In [1]:
from llama_index.core.evaluation import SemanticSimilarityEvaluator

evaluator = SemanticSimilarityEvaluator()

In [2]:
# This evaluator only uses `response` and `reference`, passing in query does not influence the evaluation
# query = 'What is the color of the sky'

response = "The sky is typically blue"
reference = """The color of the sky can vary depending on several factors, including time of day, weather conditions, and location.
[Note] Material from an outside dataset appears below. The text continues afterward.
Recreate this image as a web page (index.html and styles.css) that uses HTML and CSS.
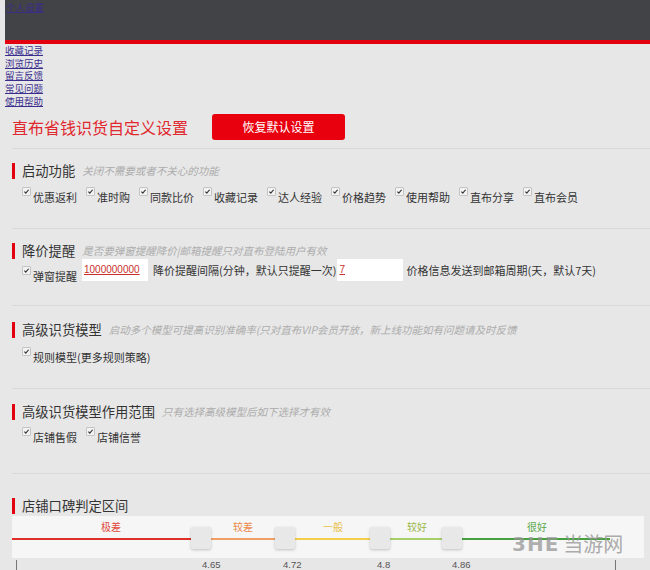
FILE: index.html
```html
<!DOCTYPE html>
<html lang="zh-CN">
<head>
<meta charset="utf-8">
<title>直布省钱识货自定义设置</title>
<link rel="stylesheet" href="styles.css">
</head>
<body>
<header class="top">
  <a class="top-link" href="#">个人设置</a>
</header>
<nav class="links">
  <a href="#">收藏记录</a>
  <a href="#">浏览历史</a>
  <a href="#">留言反馈</a>
  <a href="#">常见问题</a>
  <a href="#">使用帮助</a>
</nav>
<main class="content">
  <div class="title-row">
    <h1 class="title">直布省钱识货自定义设置</h1>
    <button class="reset">恢复默认设置</button>
  </div>

  <section class="sec s1">
    <div class="head"><span class="bar"></span><h2>启动功能</h2><em>关闭不需要或者不关心的功能</em></div>
    <div class="row">
      <label class="chk"><span class="box"><svg viewBox="0 0 8 8"><path d="M1.6 4.2 L3.2 5.8 L6.4 2" fill="none" stroke="#333" stroke-width="1.3"/></svg></span><span class="txt">优惠返利</span></label>
      <label class="chk"><span class="box"><svg viewBox="0 0 8 8"><path d="M1.6 4.2 L3.2 5.8 L6.4 2" fill="none" stroke="#333" stroke-width="1.3"/></svg></span><span class="txt">准时购</span></label>
      <label class="chk"><span class="box"><svg viewBox="0 0 8 8"><path d="M1.6 4.2 L3.2 5.8 L6.4 2" fill="none" stroke="#333" stroke-width="1.3"/></svg></span><span class="txt">同款比价</span></label>
      <label class="chk"><span class="box"><svg viewBox="0 0 8 8"><path d="M1.6 4.2 L3.2 5.8 L6.4 2" fill="none" stroke="#333" stroke-width="1.3"/></svg></span><span class="txt">收藏记录</span></label>
      <label class="chk"><span class="box"><svg viewBox="0 0 8 8"><path d="M1.6 4.2 L3.2 5.8 L6.4 2" fill="none" stroke="#333" stroke-width="1.3"/></svg></span><span class="txt">达人经验</span></label>
      <label class="chk"><span class="box"><svg viewBox="0 0 8 8"><path d="M1.6 4.2 L3.2 5.8 L6.4 2" fill="none" stroke="#333" stroke-width="1.3"/></svg></span><span class="txt">价格趋势</span></label>
      <label class="chk"><span class="box"><svg viewBox="0 0 8 8"><path d="M1.6 4.2 L3.2 5.8 L6.4 2" fill="none" stroke="#333" stroke-width="1.3"/></svg></span><span class="txt">使用帮助</span></label>
      <label class="chk"><span class="box"><svg viewBox="0 0 8 8"><path d="M1.6 4.2 L3.2 5.8 L6.4 2" fill="none" stroke="#333" stroke-width="1.3"/></svg></span><span class="txt">直布分享</span></label>
      <label class="chk"><span class="box"><svg viewBox="0 0 8 8"><path d="M1.6 4.2 L3.2 5.8 L6.4 2" fill="none" stroke="#333" stroke-width="1.3"/></svg></span><span class="txt">直布会员</span></label>
    </div>
  </section>

  <section class="sec s2">
    <div class="head"><span class="bar"></span><h2>降价提醒</h2><em>是否要弹窗提醒降价|邮箱提醒只对直布登陆用户有效</em></div>
    <div class="row row-inputs">
      <label class="chk chk-low"><span class="box"><svg viewBox="0 0 8 8"><path d="M1.6 4.2 L3.2 5.8 L6.4 2" fill="none" stroke="#333" stroke-width="1.3"/></svg></span><span class="txt">弹窗提醒</span></label>
      <span class="field">1000000000</span>
      <span class="plain p1">降价提醒间隔(分钟，默认只提醒一次)</span>
      <span class="field">7</span>
      <span class="plain p2">价格信息发送到邮箱周期(天，默认7天)</span>
    </div>
  </section>

  <section class="sec s3">
    <div class="head"><span class="bar"></span><h2>高级识货模型</h2><em>启动多个模型可提高识别准确率(只对直布VIP会员开放，新上线功能如有问题请及时反馈</em></div>
    <div class="row">
      <label class="chk"><span class="box"><svg viewBox="0 0 8 8"><path d="M1.6 4.2 L3.2 5.8 L6.4 2" fill="none" stroke="#333" stroke-width="1.3"/></svg></span><span class="txt">规则模型(更多规则策略)</span></label>
    </div>
  </section>

  <section class="sec s4">
    <div class="head"><span class="bar"></span><h2>高级识货模型作用范围</h2><em>只有选择高级模型后如下选择才有效</em></div>
    <div class="row">
      <label class="chk"><span class="box"><svg viewBox="0 0 8 8"><path d="M1.6 4.2 L3.2 5.8 L6.4 2" fill="none" stroke="#333" stroke-width="1.3"/></svg></span><span class="txt">店铺售假</span></label>
      <label class="chk"><span class="box"><svg viewBox="0 0 8 8"><path d="M1.6 4.2 L3.2 5.8 L6.4 2" fill="none" stroke="#333" stroke-width="1.3"/></svg></span><span class="txt">店铺信誉</span></label>
    </div>
  </section>

  <section class="sec s5">
    <div class="head"><span class="bar"></span><h2>店铺口碑判定区间</h2></div>
    <div class="slider">
      <span class="lvl l1" style="left:99px">极差</span>
      <span class="lvl l2" style="left:231px">较差</span>
      <span class="lvl l3" style="left:321px">一般</span>
      <span class="lvl l4" style="left:405px">较好</span>
      <span class="lvl l5" style="left:525px">很好</span>
      <span class="track"></span>
      <span class="handle" style="left:179px"></span>
      <span class="handle" style="left:263px"></span>
      <span class="handle" style="left:358px"></span>
      <span class="handle" style="left:430px"></span>
    </div>
    <div class="scale">
      <span class="tick" style="left:4px"></span>
      <span class="num" style="left:190px">4.65</span>
      <span class="num" style="left:271px">4.72</span>
      <span class="num" style="left:365px">4.8</span>
      <span class="num" style="left:440px">4.86</span>
      <span class="tick" style="left:603px"></span>
    </div>
  </section>
</main>
<div class="watermark"><span class="wm-logo">3HE</span><span class="wm-text">当游网</span></div>
</body>
</html>
```

FILE: styles.css
```css
* { box-sizing: border-box; }

html, body {
  margin: 0;
  padding: 0;
  background: #e7e7e7;
  font-family: "Noto Sans CJK SC", "Noto Sans", "Liberation Sans", sans-serif;
  color: #333;
  overflow: hidden;
}

body {
  width: 650px;
  height: 570px;
  position: relative;
}

.top {
  margin-left: 5px;
  height: 44px;
  background: #424347;
  border-bottom: 4px solid #e3000f;
  padding: 0 0 0 1px;
}

.top-link {
  display: block;
  font-size: 9.5px;
  line-height: 15px;
  color: #3a2d86;
}

.links {
  display: flex;
  flex-direction: column;
  align-items: flex-start;
  padding-left: 5px;
}

.links a {
  font-size: 9.5px;
  line-height: 12.7px;
  color: #3b2f8e;
}

.content {
  padding-left: 12px;
}

.title-row {
  display: flex;
  align-items: center;
  margin-top: 6px;
  height: 26px;
  margin-bottom: 8px;
}

.title {
  margin: 0;
  font-size: 16px;
  font-weight: normal;
  color: #e1282e;
  line-height: 26px;
}

.reset {
  margin-left: 24px;
  width: 133px;
  height: 26px;
  border: none;
  border-radius: 3px;
  background: #e8000e;
  color: #fff;
  font-family: inherit;
  font-size: 12px;
  padding: 0;
}

.sec {
  border-top: 1px solid #d9d9d9;
}

.s1 { padding: 14px 0 24px; }
.s2 { padding: 14px 0 22px; }
.s3 { padding: 16px 0 24px; }
.s4 { padding: 15px 0 29px; }
.s5 { padding: 24px 0 0; }

.head {
  display: flex;
  align-items: center;
  height: 16px;
}

.bar {
  width: 3px;
  height: 16px;
  background: #e3000f;
  margin-right: 7px;
}

.head h2 {
  margin: 0;
  font-size: 13.3px;
  font-weight: normal;
  color: #333;
  line-height: 16px;
}

.head em {
  margin-left: 7px;
  font-size: 10.5px;
  color: #acacac;
  font-style: italic;
  white-space: nowrap;
}

.row {
  display: flex;
  align-items: flex-start;
  margin-top: 8px;
  padding-left: 10px;
}

.s3 .row { margin-top: 9px; }
.s4 .row { margin-top: 7px; }

.chk {
  display: flex;
  align-items: flex-start;
  margin-right: 9px;
}

.box {
  width: 9px;
  height: 9px;
  border: 1px solid #c4c4c4;
  background: #f3f3f3;
  border-radius: 1px;
  margin-right: 2px;
  display: flex;
}

.box svg {
  width: 7px;
  height: 7px;
}

.txt {
  font-size: 11px;
  line-height: 14px;
  padding-top: 3px;
  color: #333;
  white-space: nowrap;
}

.row-inputs {
  margin-top: 0;
}

.chk-low {
  margin-top: 7px;
  margin-right: 5px;
}

.field {
  width: 66px;
  height: 22px;
  background: #fff;
  font-size: 10px;
  line-height: 22px;
  padding-left: 2px;
  color: #c9302c;
  text-decoration: underline;
  font-family: "Liberation Sans", sans-serif;
}

.plain {
  font-size: 11px;
  line-height: 22px;
  white-space: nowrap;
}

.p1 { margin: 0 1px 0 5px; }
.p2 { margin-left: 3px; }

.slider {
  position: relative;
  margin-top: 2px;
  height: 42px;
  width: 632px;
  background: #f6f6f6;
}

.lvl {
  position: absolute;
  top: 5px;
  font-size: 10px;
  line-height: 12px;
  transform: translateX(-50%);
  white-space: nowrap;
}

.l1 { color: #e04a3a; }
.l2 { color: #e98b4c; }
.l3 { color: #e8bf4a; }
.l4 { color: #9ab84c; }
.l5 { color: #5aa84a; }

.track {
  position: absolute;
  left: 0;
  top: 22px;
  width: 598px;
  height: 2px;
  background: linear-gradient(to right,
    #de3027 0, #de3027 186px,
    #f0a064 194px, #f0a064 262px,
    #f4cd4c 276px, #f4cd4c 360px,
    #a6cf6a 370px, #a6cf6a 432px,
    #47a03e 442px, #47a03e 598px);
}

.handle {
  position: absolute;
  top: 11px;
  width: 20px;
  height: 22px;
  background: #e8e8e8;
  border-radius: 2px;
  box-shadow: 0 1px 3px rgba(0, 0, 0, 0.22);
}

.scale {
  position: relative;
  height: 12px;
}

.tick {
  position: absolute;
  top: 2px;
  width: 1px;
  height: 10px;
  background: #777;
}

.num {
  position: absolute;
  top: 1px;
  font-size: 9.5px;
  line-height: 12px;
  color: #555;
  font-family: "Liberation Sans", sans-serif;
}

.watermark {
  position: absolute;
  left: 512px;
  top: 534px;
  height: 20px;
  display: flex;
  align-items: center;
  gap: 4px;
  pointer-events: none;
}

.wm-logo {
  font-family: "DejaVu Sans", sans-serif;
  font-weight: bold;
  font-size: 20px;
  line-height: 20px;
  letter-spacing: 1px;
  color: rgba(150, 150, 150, 0.75);
}

.wm-text {
  font-size: 20px;
  line-height: 20px;
  color: rgba(150, 150, 150, 0.8);
}
```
During the day, when the sun is in the sky, the sky often appears blue. 
This is because of a phenomenon called Rayleigh scattering, where molecules and particles in the Earth's atmosphere scatter sunlight in all directions, and blue light is scattered more than other colors because it travels as shorter, smaller waves. 
This is why we perceive the sky as blue on a clear day.
"""

result = await evaluator.aevaluate(
    response=response,
    reference=reference,
)

In [3]:
print("Score: ", result.score)
print("Passing: ", result.passing)  # default similarity threshold is 0.8

Score:  0.8741614884630504
Passing:  True


In [4]:
response = "Sorry, I do not have sufficient context to answer this question."
reference = """The color of the sky can vary depending on several factors, including time of day, weather conditions, and location.
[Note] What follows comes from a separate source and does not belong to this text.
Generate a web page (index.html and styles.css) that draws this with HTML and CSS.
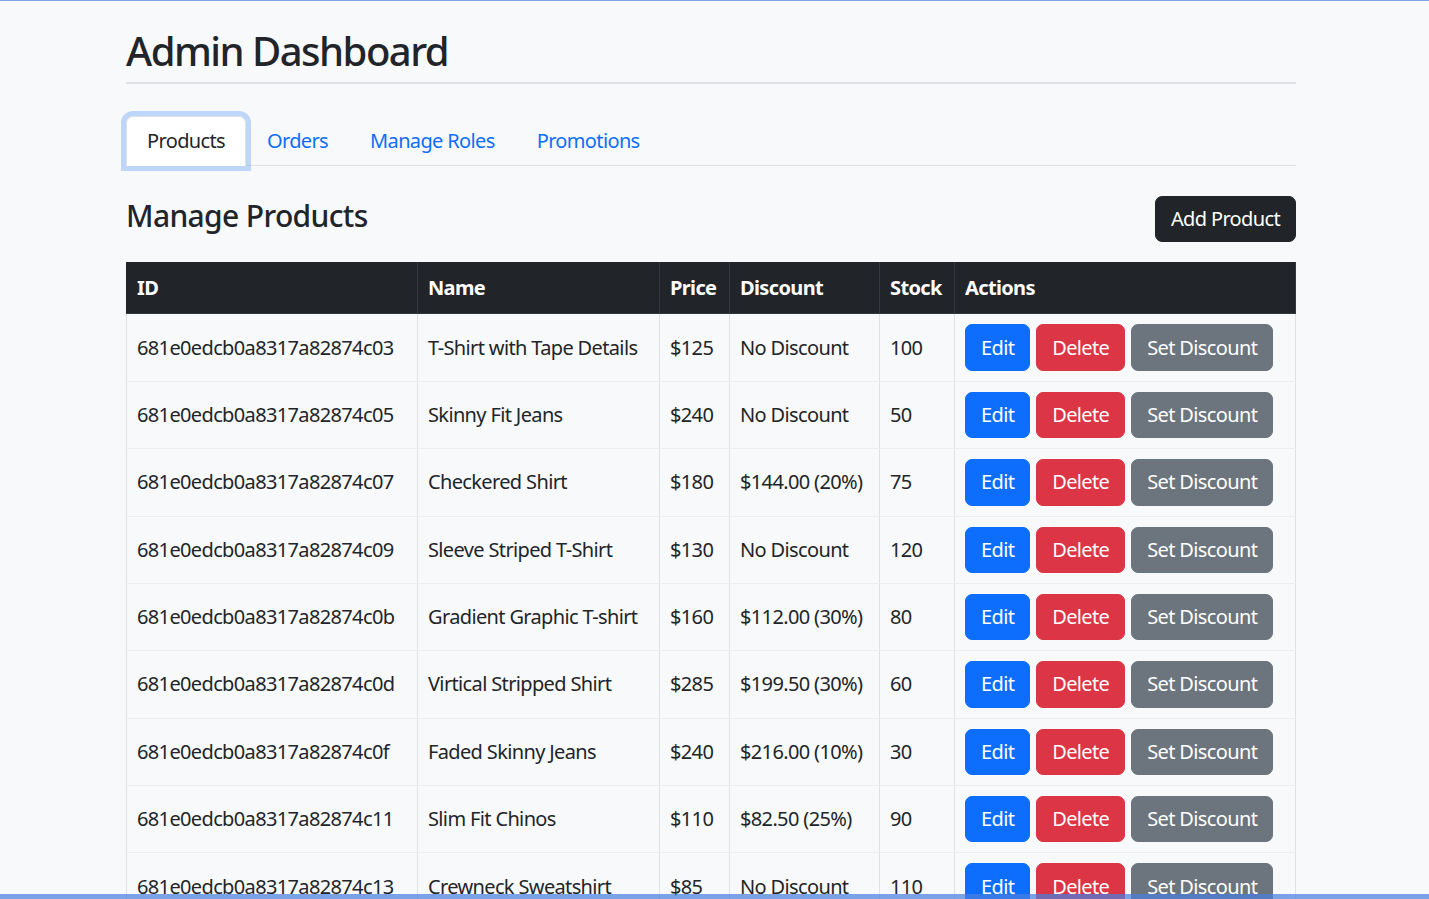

During the day, when the sun is in the sky, the sky often appears blue. 
This is because of a phenomenon called Rayleigh scattering, where molecules and particles in the Earth's atmosphere scatter sunlight in all directions, and blue light is scattered more than other colors because it travels as shorter, smaller waves. 
This is why we perceive the sky as blue on a clear day.
"""

result = await evaluator.aevaluate(
    response=response,
    reference=reference,
)

In [5]:
print("Score: ", result.score)
print("Passing: ", result.passing)  # default similarity threshold is 0.8

Score:  0.7213441101430748
Passing:  False


In [23]:
from sentence_transformers import SentenceTransformer, util
import numpy as np

# Load the embedding model from Hugging Face
model_name = 'sentence-transformers/all-MiniLM-L6-v2'
model = SentenceTransformer(model_name)

# Sample data
sentences = [
    "The quick brown fox jumps over the lazy dog.",
    "A fast, dark-colored fox leaps over a sleepy canine.",
    "The lazy dog was jumped over by a quick brown fox."
]

# Compute embeddings
embeddings = model.encode(sentences)

# Calculate cosine similarity matrix
cosine_sim_matrix = util.cos_sim(embeddings, embeddings)
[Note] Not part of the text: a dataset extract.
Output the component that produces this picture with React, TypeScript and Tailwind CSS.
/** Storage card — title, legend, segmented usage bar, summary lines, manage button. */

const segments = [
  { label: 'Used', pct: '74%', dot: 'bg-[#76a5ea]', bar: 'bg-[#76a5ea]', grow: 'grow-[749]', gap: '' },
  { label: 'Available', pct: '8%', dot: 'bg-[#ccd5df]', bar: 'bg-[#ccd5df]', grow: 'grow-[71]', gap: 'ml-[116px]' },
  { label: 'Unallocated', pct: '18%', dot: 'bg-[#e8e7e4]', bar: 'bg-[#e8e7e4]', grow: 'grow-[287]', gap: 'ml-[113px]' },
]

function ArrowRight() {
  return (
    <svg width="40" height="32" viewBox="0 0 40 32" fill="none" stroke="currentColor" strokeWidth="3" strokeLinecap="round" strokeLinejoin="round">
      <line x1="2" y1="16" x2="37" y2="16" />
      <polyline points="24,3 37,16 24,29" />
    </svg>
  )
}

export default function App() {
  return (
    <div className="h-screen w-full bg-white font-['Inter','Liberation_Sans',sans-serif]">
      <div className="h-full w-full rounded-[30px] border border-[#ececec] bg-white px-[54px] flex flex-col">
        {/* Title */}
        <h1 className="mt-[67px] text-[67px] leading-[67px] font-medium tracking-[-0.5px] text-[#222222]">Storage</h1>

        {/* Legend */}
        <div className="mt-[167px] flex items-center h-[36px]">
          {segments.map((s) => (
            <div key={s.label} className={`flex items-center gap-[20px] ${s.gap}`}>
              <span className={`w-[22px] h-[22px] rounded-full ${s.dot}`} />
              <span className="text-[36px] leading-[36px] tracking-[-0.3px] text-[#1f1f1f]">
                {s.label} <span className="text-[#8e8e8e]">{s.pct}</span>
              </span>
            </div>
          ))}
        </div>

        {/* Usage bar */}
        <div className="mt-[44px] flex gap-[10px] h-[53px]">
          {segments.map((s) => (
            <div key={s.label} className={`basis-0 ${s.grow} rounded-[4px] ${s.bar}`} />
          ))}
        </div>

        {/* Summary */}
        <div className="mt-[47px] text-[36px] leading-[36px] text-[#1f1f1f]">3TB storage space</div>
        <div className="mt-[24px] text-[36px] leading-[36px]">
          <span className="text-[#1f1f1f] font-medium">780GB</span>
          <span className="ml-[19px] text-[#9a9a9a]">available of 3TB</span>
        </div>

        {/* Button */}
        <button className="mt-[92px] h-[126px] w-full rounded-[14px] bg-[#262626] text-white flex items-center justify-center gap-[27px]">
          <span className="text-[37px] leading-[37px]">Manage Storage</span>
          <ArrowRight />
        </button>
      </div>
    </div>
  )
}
print("Cosine Similarity Matrix:")
print(cosine_sim_matrix)

Cosine Similarity Matrix:
tensor([[1.0000, 0.7915, 0.9290],
        [0.7915, 1.0000, 0.7434],
        [0.9290, 0.7434, 1.0000]])


In [24]:
from sklearn.cluster import KMeans
from sklearn.metrics import silhouette_score

# Clustering with K-Means
num_clusters = 2
kmeans = KMeans(n_clusters=num_clusters, random_state=0)
cluster_labels = kmeans.fit_predict(embeddings)

# Evaluate clustering using silhouette score
silhouette_avg = silhouette_score(embeddings, cluster_labels)
print(f"Silhouette Score: {silhouette_avg}")

  super()._check_params_vs_input(X, default_n_init=10)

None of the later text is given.